Well we finally hit the month where the Federal Reserve couldn’t keep reading from the script and Chairman Jerome Powell let the cat out of the bag on inflation. When questioned about policy for the “transitory” inflation we’re still experiencing, Chairman Powell said that transitory has a lot of different meanings to people, so we should stop using that word when talking about fed policy. He then proceeded to say that the Fed sees good signs and wants to speed up tapering to hopefully be able to raise rates in the first half of next year. The markets clearly took this as the awkward breakup it sounded like and responded with a sharp selloff to end the week.
As badly as this statement came off, it is honestly a good thing to hear. Inflation has gotten totally out of control, with some estimating 20%+ inflation in some areas and the Fed seemed content to just go deeper into denial as the year went on. As good as low rates are for growth companies and consumers, they are equally bad for other parts of the economy that have been trapped in this low rate environment for far too long.

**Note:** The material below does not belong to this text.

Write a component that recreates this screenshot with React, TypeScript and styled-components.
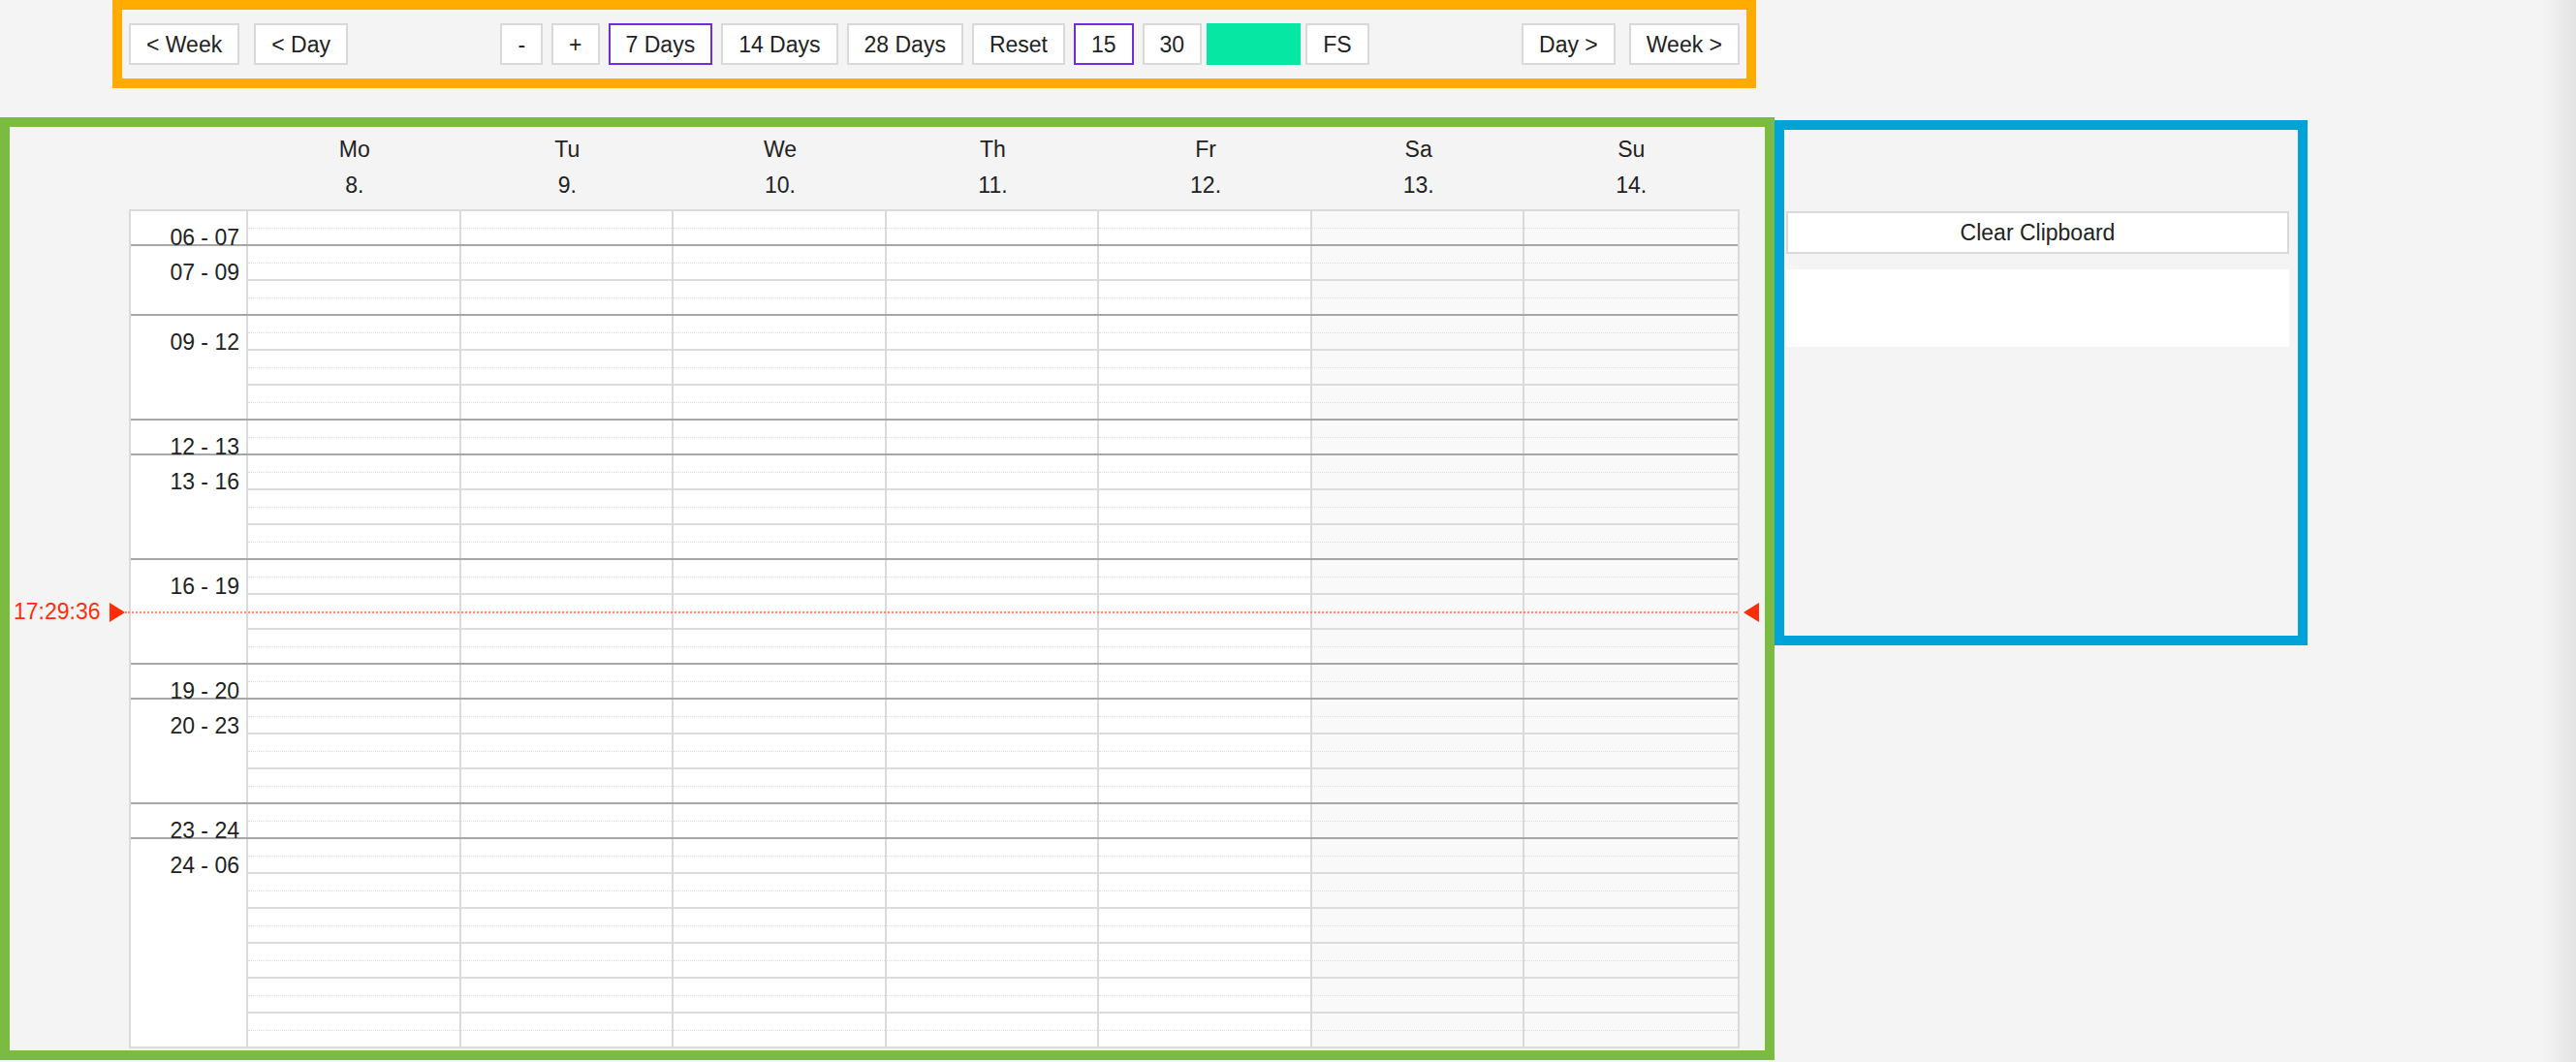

So why is a good thing causing a negative market reaction? Because how quickly the Federal reserve raises rates is also extremely important. Raise rates too slow and inflation continues to run, eroding purchasing power more quickly than wages can grow. Raise them too fast and consumers and companies can hit the brakes on borrowing which stops money from flowing into the economy. Companies also factor rates into their forecasts and forward earnings in a big way, so if the Fed does a bad job of setting expectations for these moves, it can cause companies to adjust their outlooks, which we will definitely see in stock prices. That last part is where Chairman Powell made a booboo, by surprising the market with a sudden change in thinking.
Hopefully Chairman Powell can get a little better at holding his notes in future meetings and guide the economy through a smooth tapering process for all our sakes.